The NRLA have said that, for the most part, landlords will still be unable to use Ground 7a without significantly greater involvement from the police or local council.

This triggers further problems. Two sources of research into tenant anti-social behaviour showed that just 26% of instances were reported to the police and of those only 41% were satisfied with the outcome (Source: The Tony Blair Institute). Furthermore, victims of anti-social behaviour suffer further, because the police and local council don’t take reports seriously enough (Source: the Victims Commissioner).
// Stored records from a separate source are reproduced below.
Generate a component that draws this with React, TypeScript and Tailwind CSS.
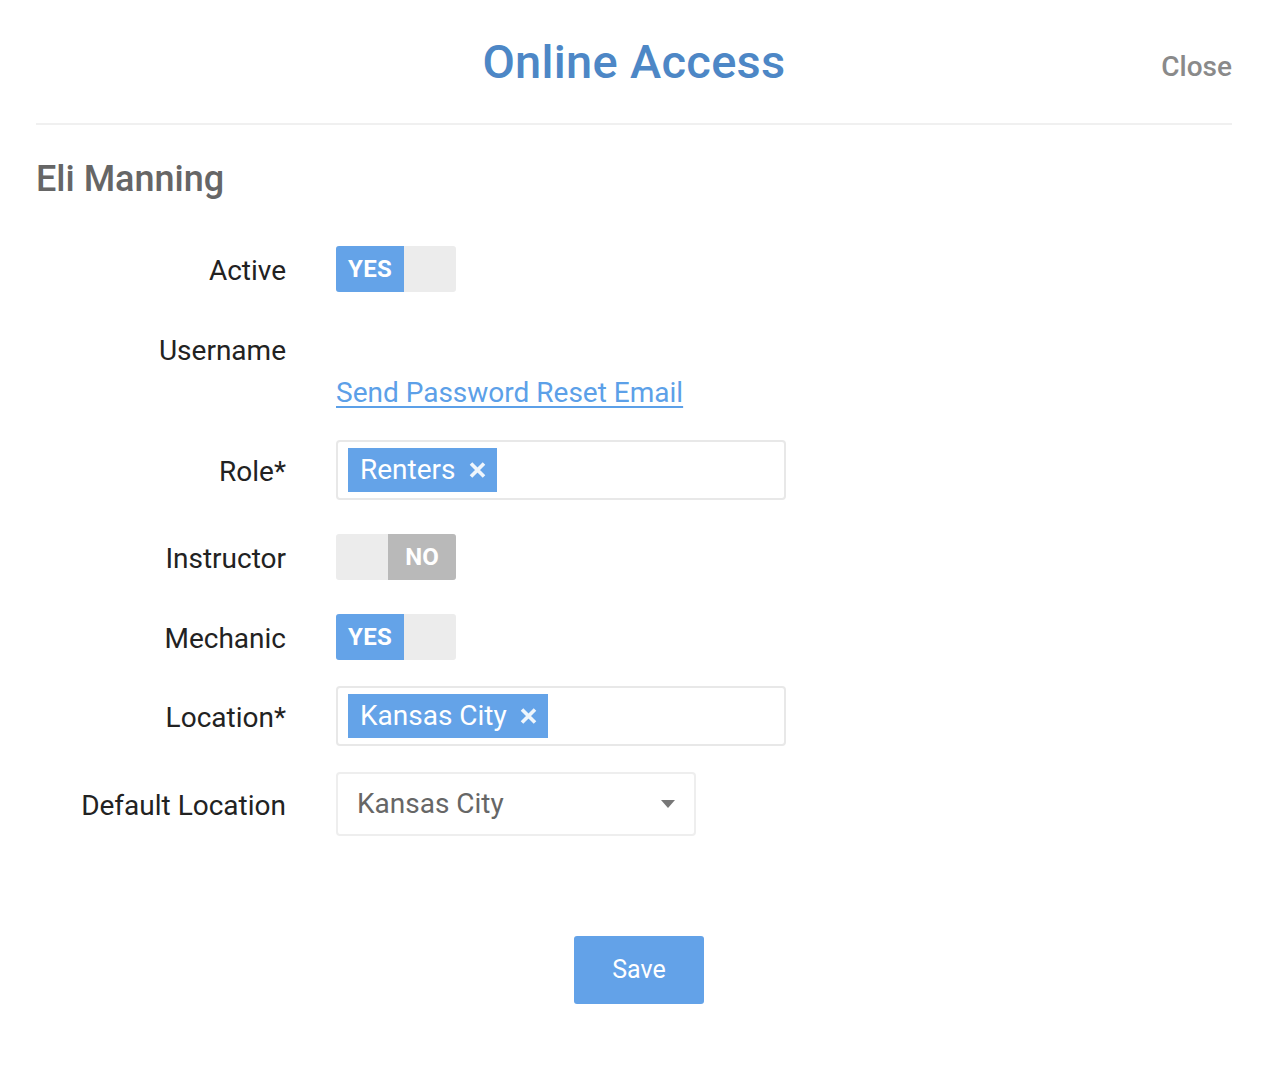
import React from "react";

function Toggle({ on }: { on: boolean }) {
  if (on) {
    return (
      <div className="flex h-[46px] w-[120px] rounded-[3px] overflow-hidden bg-[#ececec]">
        <div className="flex w-[68px] items-center justify-center bg-[#64a3e8] text-[24px] font-bold text-white tracking-[0.3px]">YES</div>
      </div>
    );
  }
  return (
    <div className="flex h-[46px] w-[120px] rounded-[3px] overflow-hidden bg-[#ececec]">
      <div className="w-[52px]" />
      <div className="flex flex-1 items-center justify-center bg-[#b9b9b9] text-[24px] font-bold text-white">NO</div>
    </div>
  );
}

function Tag({ text }: { text: string }) {
  return (
    <div className="flex h-[44px] items-center gap-[13px] bg-[#64a3e8] pl-[12px] pr-[11px] text-white">
      <span className="text-[28px] leading-none">{text}</span>
      <svg width="17" height="16" viewBox="0 0 17 16">
        <path d="M2 1.5 L15 14.5 M15 1.5 L2 14.5" stroke="white" strokeWidth="3.6" strokeLinecap="butt" opacity="0.9" />
      </svg>
    </div>
  );
}

function Row({ label, children, className = "" }: { label: string; children: React.ReactNode; className?: string }) {
  return (
    <div className={`flex items-center ${className}`}>
      <div className="mt-[4px] w-[250px] shrink-0 text-right text-[28px] text-[#222]">{label}</div>
      <div className="ml-[50px]">{children}</div>
    </div>
  );
}

export default function App() {
  return (
    <div className="min-h-[1076px] w-full bg-white" style={{ fontFamily: "Roboto, 'Noto Sans', sans-serif" }}>
      <div className="mx-[34px] ml-[36px]">
        <div className="relative flex h-[125px] items-center justify-center border-b-2 border-[#f0f0f0]">
          <h1 className="mt-[2px] text-[47px] font-medium text-[#4d87c6] tracking-[0.3px]">Online Access</h1>
          <button className="absolute right-0 top-[46px] text-[28px] font-medium text-[#8a8a8a]">Close</button>
        </div>
        <div className="mt-[27px] text-[36px] font-medium text-[#666]">Eli Manning</div>

        <Row label="Active" className="mt-[40px]">
          <Toggle on />
        </Row>

        <div className="mt-[41px] flex">
          <div className="w-[250px] shrink-0 text-right text-[28px] leading-[36px] text-[#222]">Username</div>
          <div className="ml-[50px] flex flex-col">
            <div className="h-[36px]" />
            <a className="mt-[6px] text-[28px] leading-[36px] text-[#5ca0e8] underline underline-offset-[4px] decoration-[2px]">Send Password Reset Email</a>
          </div>
        </div>

        <Row label="Role*" className="mt-[29px]">
          <div className="flex h-[60px] w-[450px] items-center rounded-[4px] border-2 border-[#e8e8e8] px-[10px]">
            <Tag text="Renters" />
          </div>
        </Row>

        <Row label="Instructor" className="mt-[34px]">
          <Toggle on={false} />
        </Row>

        <Row label="Mechanic" className="mt-[34px]">
          <Toggle on />
        </Row>

        <Row label="Location*" className="mt-[26px]">
          <div className="flex h-[60px] w-[450px] items-center rounded-[4px] border-2 border-[#e8e8e8] px-[10px]">
            <Tag text="Kansas City" />
          </div>
        </Row>

        <Row label="Default Location" className="mt-[26px]">
          <div className="flex h-[64px] w-[360px] items-center justify-between rounded-[4px] border-2 border-[#eeeeee] pl-[19px] pr-[18px]">
            <span className="text-[28px] text-[#666]">Kansas City</span>
            <svg width="16" height="10" viewBox="0 0 16 10">
              <path d="M1 1 L15 1 L8 9 Z" fill="#777" />
            </svg>
          </div>
        </Row>

        <div className="mt-[100px] flex justify-center pl-[10px]">
          <button className="h-[68px] w-[130px] rounded-[3px] bg-[#63a2e8] text-[25px] text-white">Save</button>
        </div>
      </div>
    </div>
  );
}
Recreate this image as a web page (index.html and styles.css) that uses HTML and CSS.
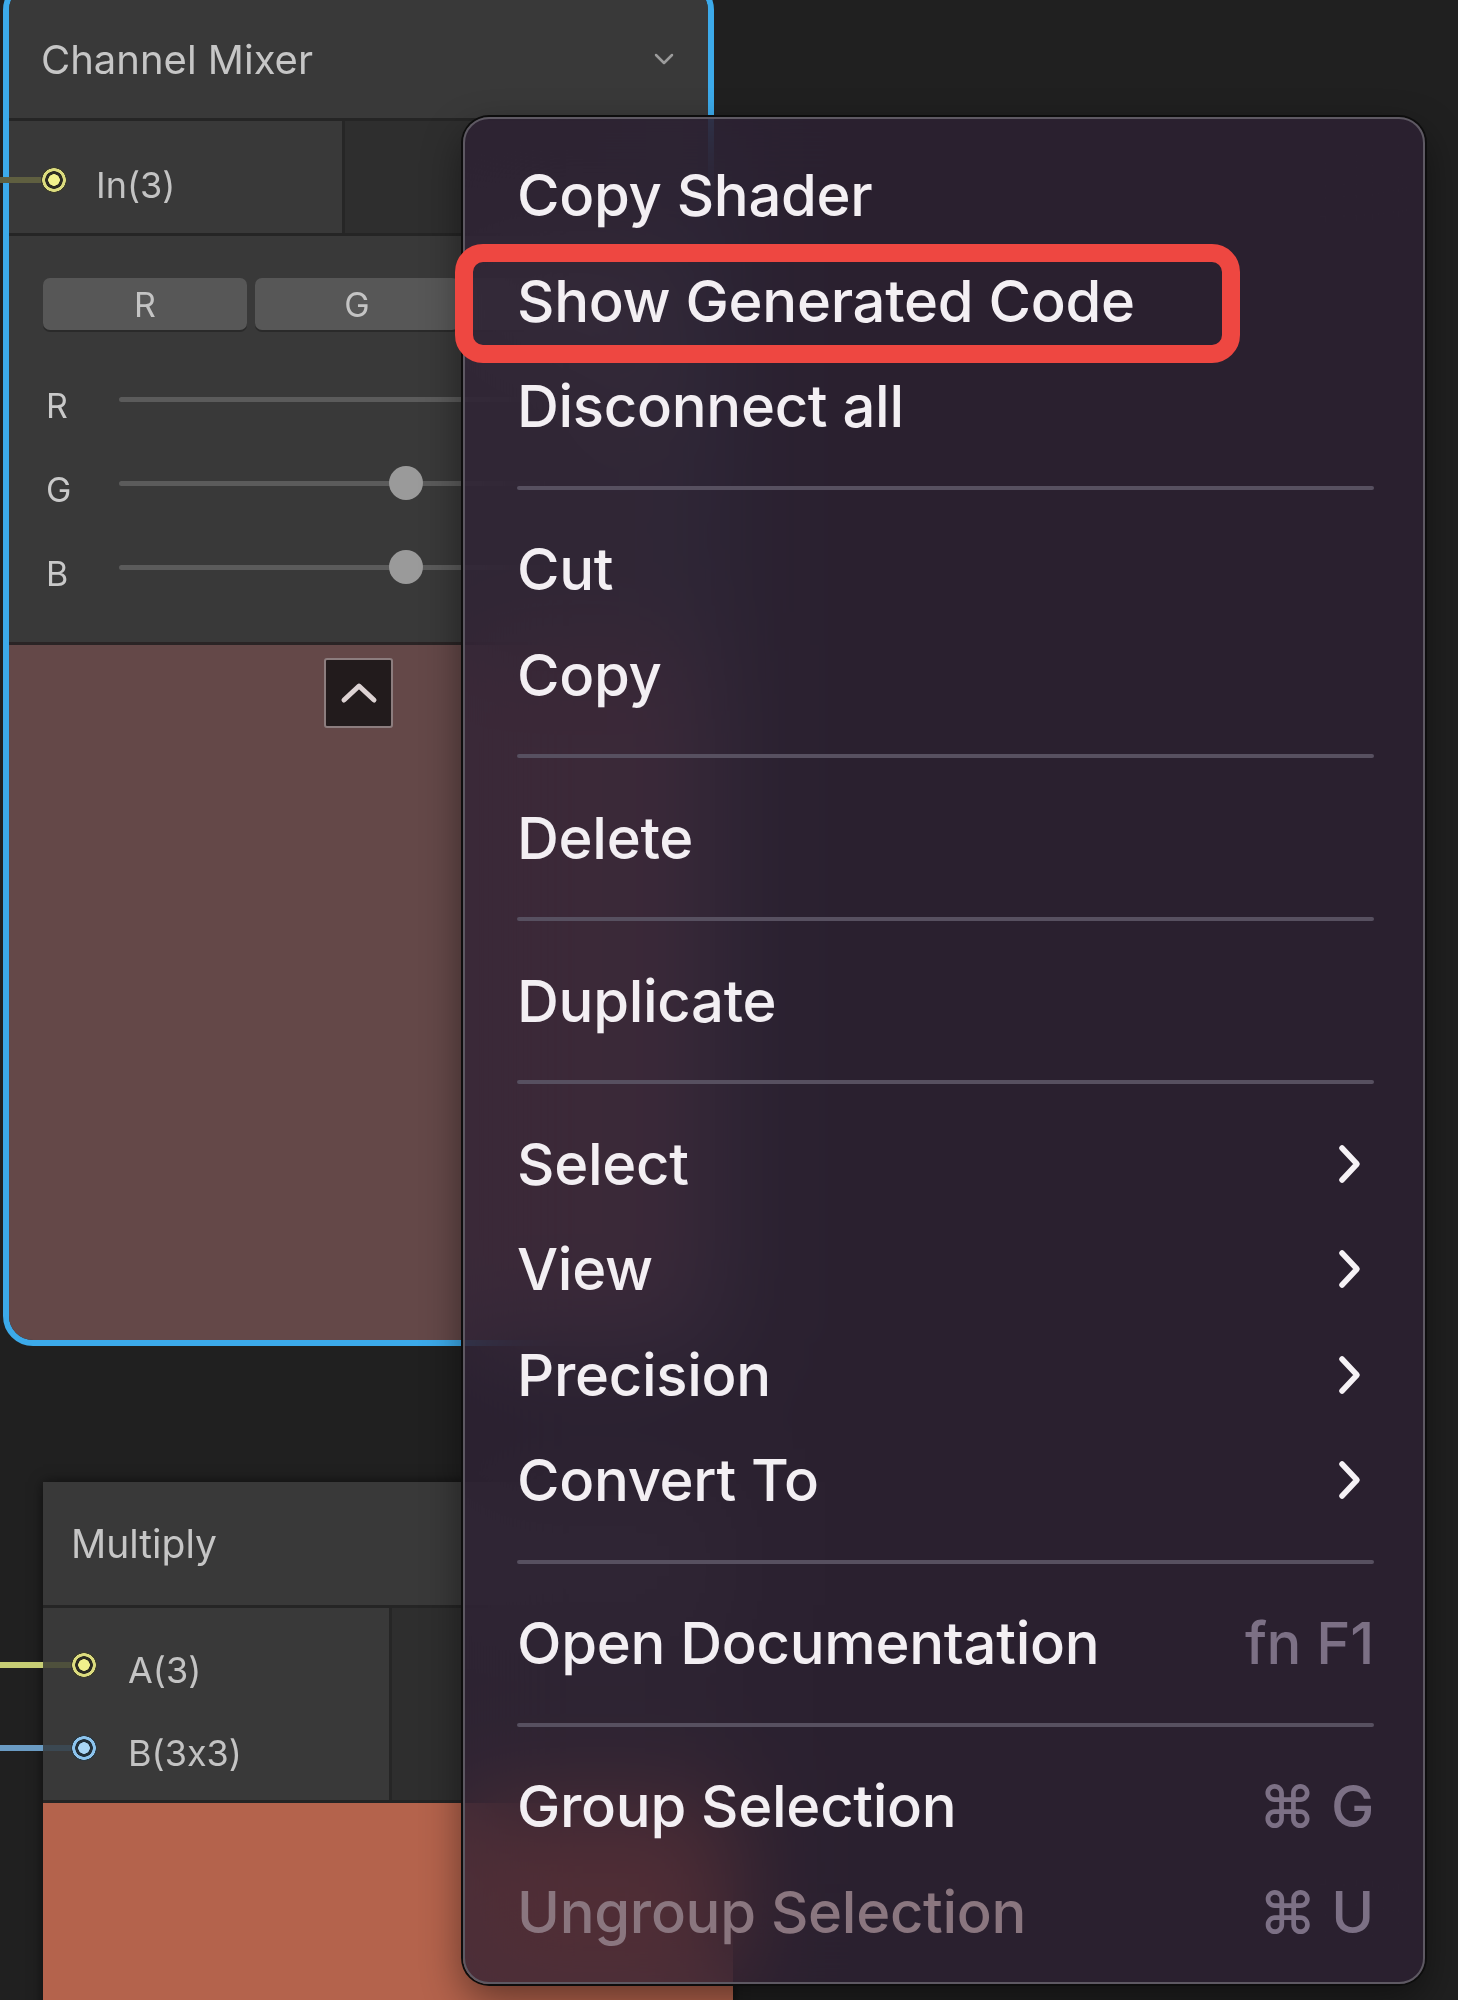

Therefore, the NRLA feel that the following measures are ‘essential’:

  • local authorities and the police report annually on their work in addressing statutory nuisance and anti-social behaviour.
  • Local authorities and the police check the planned landlord portal when taking action to address anti-social behaviour. They must notify the landlord where they have taken such action. Any notification of action should be considered strong evidence that possession is justified in anti-social behaviour cases.
  • where any of the requirements of the current Ground 7a have been met, it must be mandatory to inform the landlord and support them with appropriate action to remove the offender from the property to protect neighbours and potential fellow tenants.
  • Statutory guidance must be published for the judiciary covering ‘low level’ anti-social behaviour and when it would be reasonable to grant possession in cases involving it.
  • Where landlords have evidence that a tenant’s notice was served because of the behaviour of another tenant, this must be taken seriously in the statutory guidance.
  • Anti-social behaviour hearings should be prioritised by the courts, with possession orders as a result enforced swiftly afterwards. With that in mind, where a possession order is granted for ASB landlords should automatically have the option to transfer up to the high court so that possession can be dealt with quickly and effectively.

(Source: NRLA.org.uk)

The removal of Section 21 is a primary cause for concern for landlords amongst the rental reforms, so it must be hoped that the NRLA will be listened to.